- Exercise -
Find every line below that contains the word "full" and copy it out.

- Data section -
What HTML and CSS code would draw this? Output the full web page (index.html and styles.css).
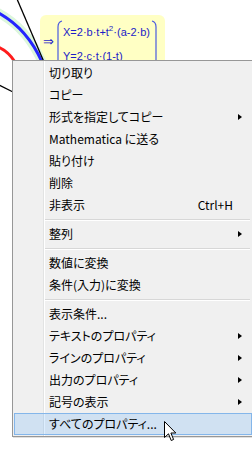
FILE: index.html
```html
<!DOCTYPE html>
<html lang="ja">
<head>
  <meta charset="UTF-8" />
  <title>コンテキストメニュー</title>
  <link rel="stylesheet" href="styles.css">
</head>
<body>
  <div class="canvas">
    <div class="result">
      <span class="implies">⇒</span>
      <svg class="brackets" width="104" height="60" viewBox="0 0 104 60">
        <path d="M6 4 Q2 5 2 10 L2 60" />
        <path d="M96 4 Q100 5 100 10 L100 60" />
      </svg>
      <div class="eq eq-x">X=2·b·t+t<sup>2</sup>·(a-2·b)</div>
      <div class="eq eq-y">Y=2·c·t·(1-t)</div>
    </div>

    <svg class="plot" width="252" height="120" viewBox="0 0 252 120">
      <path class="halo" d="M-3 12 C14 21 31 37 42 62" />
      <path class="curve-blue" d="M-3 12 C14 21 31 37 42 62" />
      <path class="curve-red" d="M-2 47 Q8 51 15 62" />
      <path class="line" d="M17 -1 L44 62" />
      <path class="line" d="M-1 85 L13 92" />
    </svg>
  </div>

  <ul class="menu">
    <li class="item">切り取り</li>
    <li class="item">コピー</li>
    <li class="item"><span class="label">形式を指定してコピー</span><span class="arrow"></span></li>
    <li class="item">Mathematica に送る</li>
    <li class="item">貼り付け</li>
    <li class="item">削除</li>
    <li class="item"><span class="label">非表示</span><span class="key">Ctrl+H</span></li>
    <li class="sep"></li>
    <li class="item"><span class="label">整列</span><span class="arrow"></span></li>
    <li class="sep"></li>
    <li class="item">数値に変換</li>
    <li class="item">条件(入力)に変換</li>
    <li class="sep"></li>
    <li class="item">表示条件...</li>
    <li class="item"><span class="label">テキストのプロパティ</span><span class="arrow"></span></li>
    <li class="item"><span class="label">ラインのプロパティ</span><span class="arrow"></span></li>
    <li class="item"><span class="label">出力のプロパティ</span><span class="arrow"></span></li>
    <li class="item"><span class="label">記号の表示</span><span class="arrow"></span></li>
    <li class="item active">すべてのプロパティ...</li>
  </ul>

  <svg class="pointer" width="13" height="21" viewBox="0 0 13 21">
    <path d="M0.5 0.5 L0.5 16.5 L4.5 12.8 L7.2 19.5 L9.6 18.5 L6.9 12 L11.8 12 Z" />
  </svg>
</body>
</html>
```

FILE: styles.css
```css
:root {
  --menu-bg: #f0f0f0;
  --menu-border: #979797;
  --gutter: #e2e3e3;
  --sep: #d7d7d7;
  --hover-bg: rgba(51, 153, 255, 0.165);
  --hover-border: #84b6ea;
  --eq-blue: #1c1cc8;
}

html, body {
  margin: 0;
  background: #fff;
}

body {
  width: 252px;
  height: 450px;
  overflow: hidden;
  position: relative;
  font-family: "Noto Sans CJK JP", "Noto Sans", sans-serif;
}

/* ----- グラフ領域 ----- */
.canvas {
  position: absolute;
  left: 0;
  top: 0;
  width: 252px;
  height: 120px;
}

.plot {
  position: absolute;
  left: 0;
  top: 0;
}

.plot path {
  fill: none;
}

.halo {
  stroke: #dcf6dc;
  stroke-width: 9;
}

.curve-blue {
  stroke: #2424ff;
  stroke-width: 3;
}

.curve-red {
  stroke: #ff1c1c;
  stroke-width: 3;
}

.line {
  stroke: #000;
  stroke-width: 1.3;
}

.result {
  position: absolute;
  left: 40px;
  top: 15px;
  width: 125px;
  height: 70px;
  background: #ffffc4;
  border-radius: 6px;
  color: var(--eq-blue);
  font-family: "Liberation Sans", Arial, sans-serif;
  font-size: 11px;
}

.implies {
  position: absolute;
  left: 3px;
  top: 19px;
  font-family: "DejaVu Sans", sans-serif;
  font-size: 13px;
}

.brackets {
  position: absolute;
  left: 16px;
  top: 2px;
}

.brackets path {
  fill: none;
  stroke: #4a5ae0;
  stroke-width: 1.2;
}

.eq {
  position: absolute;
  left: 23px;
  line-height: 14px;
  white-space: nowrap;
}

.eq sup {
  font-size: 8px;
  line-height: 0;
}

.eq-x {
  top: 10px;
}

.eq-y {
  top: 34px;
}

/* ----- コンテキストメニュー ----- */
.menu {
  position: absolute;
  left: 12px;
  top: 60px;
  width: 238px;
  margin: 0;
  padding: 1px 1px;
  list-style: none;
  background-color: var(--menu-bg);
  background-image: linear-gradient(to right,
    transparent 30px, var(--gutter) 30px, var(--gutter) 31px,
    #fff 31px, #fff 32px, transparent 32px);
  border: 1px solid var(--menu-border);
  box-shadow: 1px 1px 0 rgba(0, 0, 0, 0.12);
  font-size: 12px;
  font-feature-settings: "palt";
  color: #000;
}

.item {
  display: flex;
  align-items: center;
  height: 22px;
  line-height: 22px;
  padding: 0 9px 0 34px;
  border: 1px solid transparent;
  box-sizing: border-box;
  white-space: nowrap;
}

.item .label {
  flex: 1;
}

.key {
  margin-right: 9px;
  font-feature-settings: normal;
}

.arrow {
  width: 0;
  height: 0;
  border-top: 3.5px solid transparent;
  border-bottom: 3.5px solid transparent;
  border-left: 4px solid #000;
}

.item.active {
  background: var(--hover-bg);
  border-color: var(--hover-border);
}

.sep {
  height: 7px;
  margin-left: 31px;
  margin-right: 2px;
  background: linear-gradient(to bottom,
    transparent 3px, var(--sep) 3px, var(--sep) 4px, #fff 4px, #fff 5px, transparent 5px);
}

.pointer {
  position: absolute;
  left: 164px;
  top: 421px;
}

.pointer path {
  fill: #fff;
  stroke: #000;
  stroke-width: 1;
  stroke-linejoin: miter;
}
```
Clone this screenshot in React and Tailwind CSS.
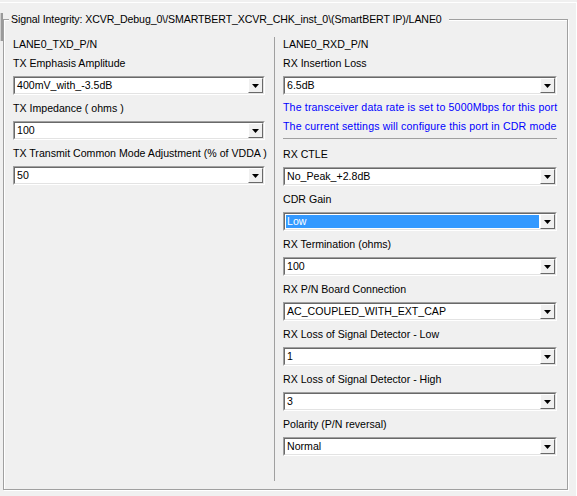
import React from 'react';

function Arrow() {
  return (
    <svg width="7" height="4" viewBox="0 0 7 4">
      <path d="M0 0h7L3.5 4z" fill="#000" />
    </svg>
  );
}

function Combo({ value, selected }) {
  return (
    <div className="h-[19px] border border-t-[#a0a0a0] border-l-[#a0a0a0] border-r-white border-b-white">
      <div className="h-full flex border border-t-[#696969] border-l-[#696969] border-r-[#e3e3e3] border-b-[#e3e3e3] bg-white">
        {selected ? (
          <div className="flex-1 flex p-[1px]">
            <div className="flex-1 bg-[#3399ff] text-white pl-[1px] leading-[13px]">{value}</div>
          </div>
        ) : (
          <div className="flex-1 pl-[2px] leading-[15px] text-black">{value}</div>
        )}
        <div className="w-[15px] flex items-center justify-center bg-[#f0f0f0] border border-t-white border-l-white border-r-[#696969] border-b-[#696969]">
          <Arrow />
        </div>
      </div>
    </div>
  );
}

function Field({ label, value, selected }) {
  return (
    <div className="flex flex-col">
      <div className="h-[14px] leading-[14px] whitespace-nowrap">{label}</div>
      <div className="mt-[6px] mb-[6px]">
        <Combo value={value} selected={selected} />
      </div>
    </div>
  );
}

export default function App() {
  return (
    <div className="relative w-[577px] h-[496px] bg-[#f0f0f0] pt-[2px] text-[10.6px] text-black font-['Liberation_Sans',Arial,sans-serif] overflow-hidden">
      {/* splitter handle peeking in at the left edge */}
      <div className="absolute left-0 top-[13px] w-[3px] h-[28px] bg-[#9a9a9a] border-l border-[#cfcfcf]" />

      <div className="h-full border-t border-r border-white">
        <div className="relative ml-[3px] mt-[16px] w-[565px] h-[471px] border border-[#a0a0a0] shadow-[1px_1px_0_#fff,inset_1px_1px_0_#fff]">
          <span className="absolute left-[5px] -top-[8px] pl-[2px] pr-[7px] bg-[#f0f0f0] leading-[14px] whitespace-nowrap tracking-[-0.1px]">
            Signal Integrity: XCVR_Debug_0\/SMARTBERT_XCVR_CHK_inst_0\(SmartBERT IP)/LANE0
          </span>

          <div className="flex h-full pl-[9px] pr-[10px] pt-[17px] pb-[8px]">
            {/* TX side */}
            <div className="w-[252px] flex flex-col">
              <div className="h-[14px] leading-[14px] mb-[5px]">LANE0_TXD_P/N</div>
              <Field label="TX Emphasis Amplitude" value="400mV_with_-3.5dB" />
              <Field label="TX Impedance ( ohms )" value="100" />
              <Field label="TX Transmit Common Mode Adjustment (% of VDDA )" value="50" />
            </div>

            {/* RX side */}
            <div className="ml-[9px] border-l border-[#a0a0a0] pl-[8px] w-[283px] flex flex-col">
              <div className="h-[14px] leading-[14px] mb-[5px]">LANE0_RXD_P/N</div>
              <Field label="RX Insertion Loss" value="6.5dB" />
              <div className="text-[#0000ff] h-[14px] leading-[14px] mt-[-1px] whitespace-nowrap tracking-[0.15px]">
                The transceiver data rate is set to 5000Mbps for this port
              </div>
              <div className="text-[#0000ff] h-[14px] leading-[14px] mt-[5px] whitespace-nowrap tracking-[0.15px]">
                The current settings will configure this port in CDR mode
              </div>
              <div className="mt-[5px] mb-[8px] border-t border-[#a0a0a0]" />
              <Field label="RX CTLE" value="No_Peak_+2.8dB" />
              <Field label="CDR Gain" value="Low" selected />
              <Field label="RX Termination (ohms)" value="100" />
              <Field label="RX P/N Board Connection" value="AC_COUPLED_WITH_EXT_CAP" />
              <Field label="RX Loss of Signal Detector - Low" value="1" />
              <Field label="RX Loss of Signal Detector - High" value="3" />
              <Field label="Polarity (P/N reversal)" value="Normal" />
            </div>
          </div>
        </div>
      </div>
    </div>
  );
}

- Finished answer -
What HTML and CSS code would draw this? Output the full web page (index.html and styles.css).
      <div className="h-full flex border border-t-[#696969] border-l-[#696969] border-r-[#e3e3e3] border-b-[#e3e3e3] bg-white">
      <div className="h-full border-t border-r border-white">
          <div className="flex h-full pl-[9px] pr-[10px] pt-[17px] pb-[8px]">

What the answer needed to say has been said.